What the task asks:
Find every line with the word "this". Copy those lines.

Data for processing:

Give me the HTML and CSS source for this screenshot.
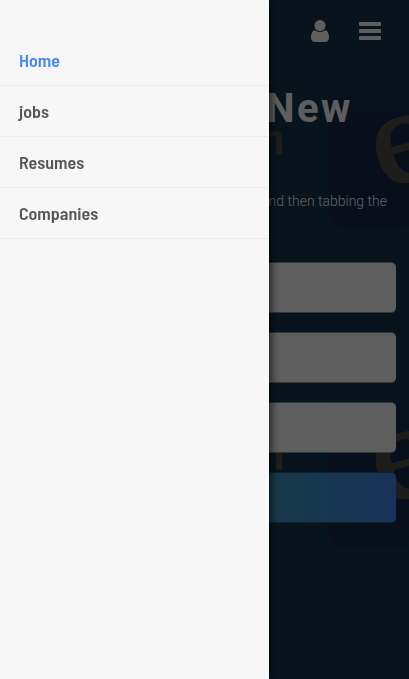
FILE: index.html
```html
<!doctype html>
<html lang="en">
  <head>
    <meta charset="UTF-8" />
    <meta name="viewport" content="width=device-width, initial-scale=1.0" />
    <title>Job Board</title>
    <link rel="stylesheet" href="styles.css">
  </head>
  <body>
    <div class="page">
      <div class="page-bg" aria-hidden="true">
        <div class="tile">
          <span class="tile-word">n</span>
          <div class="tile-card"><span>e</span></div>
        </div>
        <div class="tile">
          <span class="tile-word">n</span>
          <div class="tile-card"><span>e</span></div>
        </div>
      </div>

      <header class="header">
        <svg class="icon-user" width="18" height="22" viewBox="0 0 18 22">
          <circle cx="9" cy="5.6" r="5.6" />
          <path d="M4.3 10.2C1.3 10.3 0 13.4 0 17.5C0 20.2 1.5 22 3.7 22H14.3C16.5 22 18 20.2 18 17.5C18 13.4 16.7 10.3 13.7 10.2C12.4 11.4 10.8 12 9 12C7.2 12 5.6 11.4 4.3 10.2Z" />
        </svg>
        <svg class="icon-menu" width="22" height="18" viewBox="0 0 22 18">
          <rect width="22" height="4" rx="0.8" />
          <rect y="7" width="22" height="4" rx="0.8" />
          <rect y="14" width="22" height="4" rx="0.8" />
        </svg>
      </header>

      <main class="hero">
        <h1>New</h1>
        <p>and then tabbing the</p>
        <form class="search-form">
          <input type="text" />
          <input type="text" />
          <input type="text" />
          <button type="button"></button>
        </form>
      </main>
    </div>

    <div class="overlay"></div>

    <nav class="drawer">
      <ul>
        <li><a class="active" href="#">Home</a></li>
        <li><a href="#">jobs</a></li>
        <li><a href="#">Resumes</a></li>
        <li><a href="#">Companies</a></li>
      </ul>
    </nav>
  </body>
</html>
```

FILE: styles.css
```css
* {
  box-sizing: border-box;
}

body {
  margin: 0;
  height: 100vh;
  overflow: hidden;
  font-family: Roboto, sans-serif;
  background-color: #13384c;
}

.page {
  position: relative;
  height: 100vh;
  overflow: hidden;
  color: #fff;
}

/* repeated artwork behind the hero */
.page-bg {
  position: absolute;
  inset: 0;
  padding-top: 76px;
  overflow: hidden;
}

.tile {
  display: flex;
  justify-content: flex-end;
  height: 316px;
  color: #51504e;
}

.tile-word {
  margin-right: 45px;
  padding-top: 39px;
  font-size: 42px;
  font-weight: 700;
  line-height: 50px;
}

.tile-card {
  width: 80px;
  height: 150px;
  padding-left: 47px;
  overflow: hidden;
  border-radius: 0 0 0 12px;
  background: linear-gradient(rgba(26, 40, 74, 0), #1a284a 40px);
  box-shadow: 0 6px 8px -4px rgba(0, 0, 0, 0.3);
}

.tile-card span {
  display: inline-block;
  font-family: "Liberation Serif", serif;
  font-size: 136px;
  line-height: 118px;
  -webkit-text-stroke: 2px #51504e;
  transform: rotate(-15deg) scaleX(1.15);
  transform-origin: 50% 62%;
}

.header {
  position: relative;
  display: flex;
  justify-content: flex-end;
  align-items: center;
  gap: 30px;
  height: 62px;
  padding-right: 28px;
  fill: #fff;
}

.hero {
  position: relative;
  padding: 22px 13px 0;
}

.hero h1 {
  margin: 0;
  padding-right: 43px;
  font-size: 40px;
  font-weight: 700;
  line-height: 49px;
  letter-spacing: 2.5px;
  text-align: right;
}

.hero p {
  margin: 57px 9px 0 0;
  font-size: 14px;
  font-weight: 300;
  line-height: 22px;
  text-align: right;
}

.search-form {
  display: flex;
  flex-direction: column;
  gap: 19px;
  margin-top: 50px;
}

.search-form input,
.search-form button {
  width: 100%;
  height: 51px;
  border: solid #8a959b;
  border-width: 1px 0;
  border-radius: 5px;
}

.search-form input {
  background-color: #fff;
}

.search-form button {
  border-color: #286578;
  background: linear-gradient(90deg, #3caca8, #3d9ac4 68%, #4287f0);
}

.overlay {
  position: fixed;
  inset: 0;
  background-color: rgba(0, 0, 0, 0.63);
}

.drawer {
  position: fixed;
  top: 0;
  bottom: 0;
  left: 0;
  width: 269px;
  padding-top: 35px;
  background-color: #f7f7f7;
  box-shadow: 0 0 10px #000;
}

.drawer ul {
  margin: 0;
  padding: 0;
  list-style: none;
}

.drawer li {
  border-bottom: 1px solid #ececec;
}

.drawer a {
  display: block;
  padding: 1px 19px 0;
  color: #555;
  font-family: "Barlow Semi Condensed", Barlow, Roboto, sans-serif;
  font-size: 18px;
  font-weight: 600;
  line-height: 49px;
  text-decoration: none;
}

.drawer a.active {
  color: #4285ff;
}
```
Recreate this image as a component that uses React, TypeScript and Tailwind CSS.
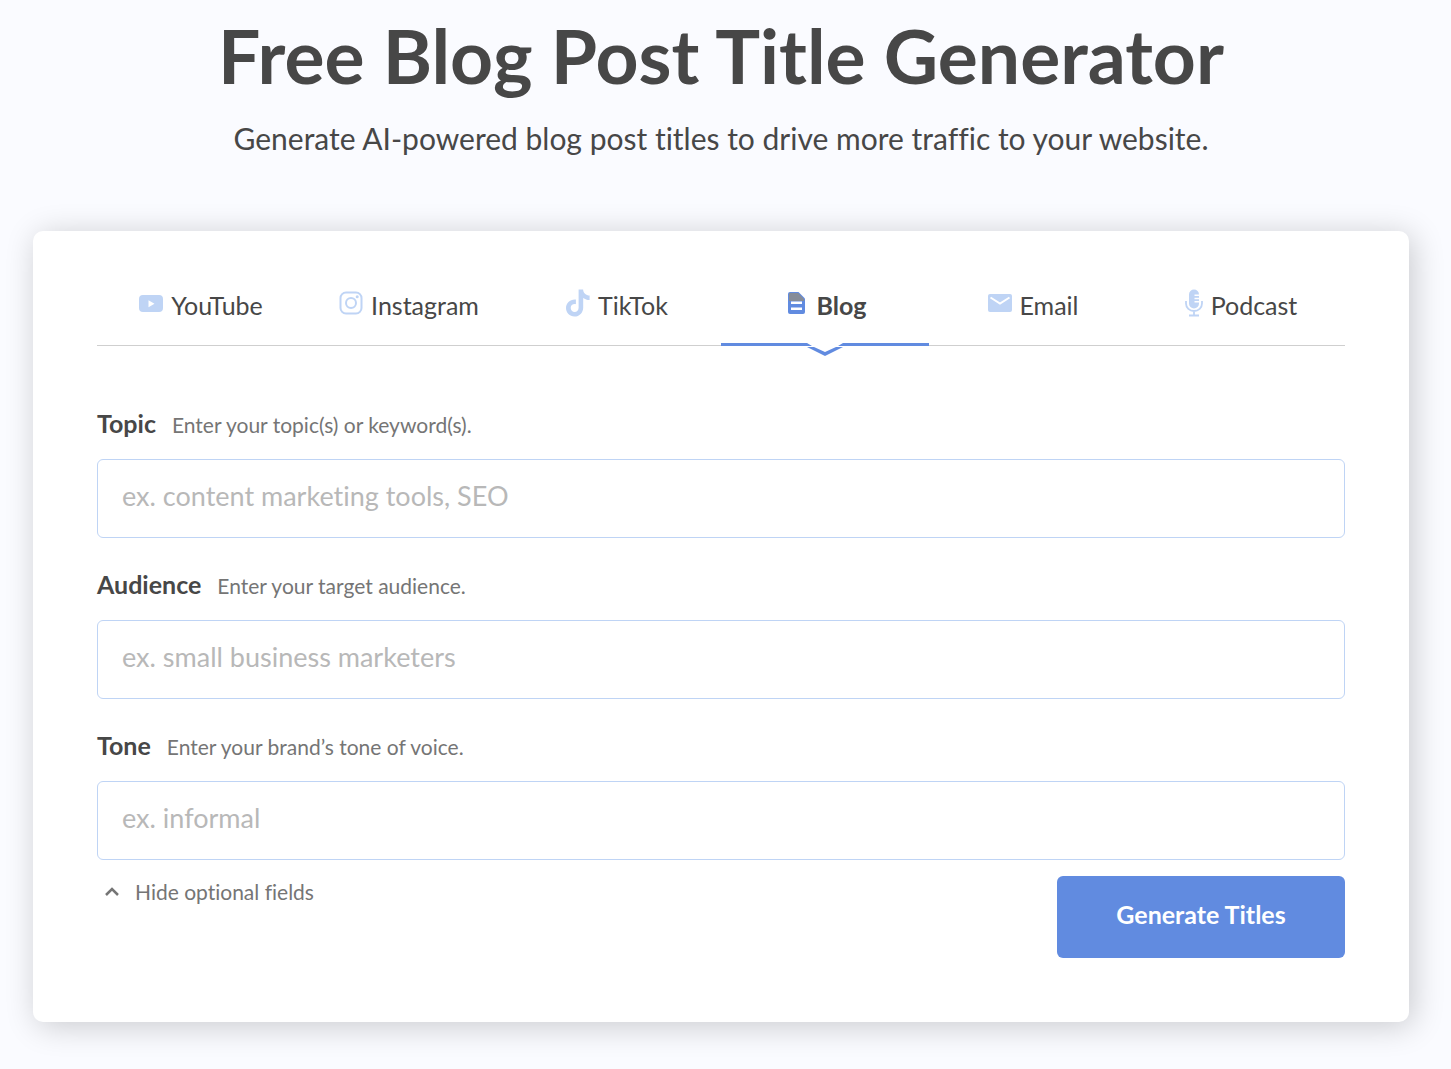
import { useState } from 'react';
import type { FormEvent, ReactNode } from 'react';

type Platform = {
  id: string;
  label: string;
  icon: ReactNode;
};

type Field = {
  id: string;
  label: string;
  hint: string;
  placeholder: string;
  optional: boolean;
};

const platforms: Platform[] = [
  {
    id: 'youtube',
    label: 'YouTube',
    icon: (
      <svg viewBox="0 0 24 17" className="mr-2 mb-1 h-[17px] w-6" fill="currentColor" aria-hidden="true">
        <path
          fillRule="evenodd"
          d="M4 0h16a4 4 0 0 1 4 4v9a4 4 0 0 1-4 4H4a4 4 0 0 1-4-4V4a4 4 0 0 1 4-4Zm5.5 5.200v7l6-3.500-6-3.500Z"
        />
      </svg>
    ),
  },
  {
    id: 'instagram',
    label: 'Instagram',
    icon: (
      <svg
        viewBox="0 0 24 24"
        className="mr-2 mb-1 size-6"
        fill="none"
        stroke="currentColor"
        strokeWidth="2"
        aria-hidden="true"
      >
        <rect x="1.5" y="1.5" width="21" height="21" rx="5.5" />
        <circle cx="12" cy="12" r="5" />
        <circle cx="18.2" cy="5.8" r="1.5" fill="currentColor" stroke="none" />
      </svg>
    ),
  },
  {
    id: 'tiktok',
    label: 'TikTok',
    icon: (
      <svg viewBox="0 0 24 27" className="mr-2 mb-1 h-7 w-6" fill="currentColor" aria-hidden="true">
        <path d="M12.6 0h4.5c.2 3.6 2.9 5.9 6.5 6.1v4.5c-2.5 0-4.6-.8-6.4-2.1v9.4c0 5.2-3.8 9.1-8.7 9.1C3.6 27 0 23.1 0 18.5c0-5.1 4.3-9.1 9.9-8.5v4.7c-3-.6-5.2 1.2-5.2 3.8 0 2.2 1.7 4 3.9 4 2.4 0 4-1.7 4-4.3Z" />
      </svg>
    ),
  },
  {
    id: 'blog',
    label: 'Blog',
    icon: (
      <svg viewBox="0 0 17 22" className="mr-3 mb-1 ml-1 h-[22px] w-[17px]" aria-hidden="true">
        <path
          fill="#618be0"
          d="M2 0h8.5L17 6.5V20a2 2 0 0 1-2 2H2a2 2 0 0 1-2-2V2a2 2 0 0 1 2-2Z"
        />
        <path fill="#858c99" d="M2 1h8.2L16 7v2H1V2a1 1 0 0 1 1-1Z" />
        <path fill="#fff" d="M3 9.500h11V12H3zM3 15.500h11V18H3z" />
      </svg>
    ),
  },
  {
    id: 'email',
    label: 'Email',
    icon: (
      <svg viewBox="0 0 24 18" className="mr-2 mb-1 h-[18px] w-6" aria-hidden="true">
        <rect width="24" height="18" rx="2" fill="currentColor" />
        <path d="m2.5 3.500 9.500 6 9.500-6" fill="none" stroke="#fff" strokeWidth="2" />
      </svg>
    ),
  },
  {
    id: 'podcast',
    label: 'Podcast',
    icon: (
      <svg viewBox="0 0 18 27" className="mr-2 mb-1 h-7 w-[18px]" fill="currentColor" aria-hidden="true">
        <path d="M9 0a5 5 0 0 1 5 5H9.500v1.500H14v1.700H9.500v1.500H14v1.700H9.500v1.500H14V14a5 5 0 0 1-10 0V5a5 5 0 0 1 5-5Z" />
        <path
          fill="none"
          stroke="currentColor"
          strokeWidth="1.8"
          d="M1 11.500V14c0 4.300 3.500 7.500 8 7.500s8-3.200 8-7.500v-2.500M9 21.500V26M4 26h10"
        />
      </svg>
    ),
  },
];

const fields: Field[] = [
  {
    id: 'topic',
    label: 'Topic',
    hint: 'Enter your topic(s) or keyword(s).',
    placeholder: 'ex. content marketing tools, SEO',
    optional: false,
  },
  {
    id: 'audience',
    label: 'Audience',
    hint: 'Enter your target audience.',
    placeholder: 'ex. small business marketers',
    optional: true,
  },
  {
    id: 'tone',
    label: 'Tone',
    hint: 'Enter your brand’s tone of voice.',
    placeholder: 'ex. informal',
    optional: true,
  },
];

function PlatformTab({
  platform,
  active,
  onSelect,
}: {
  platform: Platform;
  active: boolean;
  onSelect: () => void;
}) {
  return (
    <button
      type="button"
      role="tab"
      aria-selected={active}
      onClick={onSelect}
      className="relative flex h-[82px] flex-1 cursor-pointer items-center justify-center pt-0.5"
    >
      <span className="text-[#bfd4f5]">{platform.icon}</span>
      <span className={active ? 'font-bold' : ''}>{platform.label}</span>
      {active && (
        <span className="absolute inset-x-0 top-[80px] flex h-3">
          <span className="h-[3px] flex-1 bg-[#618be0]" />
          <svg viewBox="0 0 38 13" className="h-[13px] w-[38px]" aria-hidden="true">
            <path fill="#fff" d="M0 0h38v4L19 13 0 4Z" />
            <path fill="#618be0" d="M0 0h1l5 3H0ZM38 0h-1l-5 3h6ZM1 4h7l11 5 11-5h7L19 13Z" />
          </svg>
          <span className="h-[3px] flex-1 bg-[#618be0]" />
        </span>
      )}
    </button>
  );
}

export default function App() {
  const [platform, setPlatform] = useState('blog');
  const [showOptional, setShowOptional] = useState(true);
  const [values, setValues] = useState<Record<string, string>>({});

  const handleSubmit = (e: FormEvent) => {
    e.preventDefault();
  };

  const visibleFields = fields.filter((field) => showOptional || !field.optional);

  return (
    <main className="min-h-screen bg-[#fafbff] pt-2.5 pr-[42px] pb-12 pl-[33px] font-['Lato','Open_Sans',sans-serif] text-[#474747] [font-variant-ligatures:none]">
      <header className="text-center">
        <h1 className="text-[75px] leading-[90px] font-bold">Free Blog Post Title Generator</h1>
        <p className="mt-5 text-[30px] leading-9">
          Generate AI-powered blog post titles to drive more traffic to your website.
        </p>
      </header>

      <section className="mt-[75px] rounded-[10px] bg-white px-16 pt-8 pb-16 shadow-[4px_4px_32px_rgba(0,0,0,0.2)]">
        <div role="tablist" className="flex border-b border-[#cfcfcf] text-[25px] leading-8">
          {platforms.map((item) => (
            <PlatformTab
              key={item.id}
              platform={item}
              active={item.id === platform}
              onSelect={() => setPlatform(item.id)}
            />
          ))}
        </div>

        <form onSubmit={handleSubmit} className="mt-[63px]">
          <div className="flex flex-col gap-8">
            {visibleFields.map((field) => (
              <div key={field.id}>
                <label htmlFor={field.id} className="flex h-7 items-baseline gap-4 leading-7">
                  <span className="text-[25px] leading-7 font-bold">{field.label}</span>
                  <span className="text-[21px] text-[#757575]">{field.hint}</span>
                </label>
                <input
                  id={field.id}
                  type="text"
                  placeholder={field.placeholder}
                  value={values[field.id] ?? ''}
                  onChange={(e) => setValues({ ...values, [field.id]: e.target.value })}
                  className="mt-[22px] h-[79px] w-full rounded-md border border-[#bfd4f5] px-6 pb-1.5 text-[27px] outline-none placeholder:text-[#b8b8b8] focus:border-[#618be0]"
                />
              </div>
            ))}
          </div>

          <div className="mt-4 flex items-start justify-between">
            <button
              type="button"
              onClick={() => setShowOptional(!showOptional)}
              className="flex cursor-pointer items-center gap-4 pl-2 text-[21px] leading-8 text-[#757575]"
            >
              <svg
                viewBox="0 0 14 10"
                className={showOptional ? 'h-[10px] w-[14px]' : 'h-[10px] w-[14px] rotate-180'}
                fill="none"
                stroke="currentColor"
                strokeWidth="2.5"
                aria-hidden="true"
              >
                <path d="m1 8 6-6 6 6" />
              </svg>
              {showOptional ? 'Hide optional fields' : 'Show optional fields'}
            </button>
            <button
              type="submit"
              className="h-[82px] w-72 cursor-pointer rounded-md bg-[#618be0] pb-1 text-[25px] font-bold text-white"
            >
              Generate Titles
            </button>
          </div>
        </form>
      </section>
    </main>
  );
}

Response to the task:
Give me the HTML and CSS source for this screenshot.
Recreate this image as a component that uses React, TypeScript and Tailwind CSS.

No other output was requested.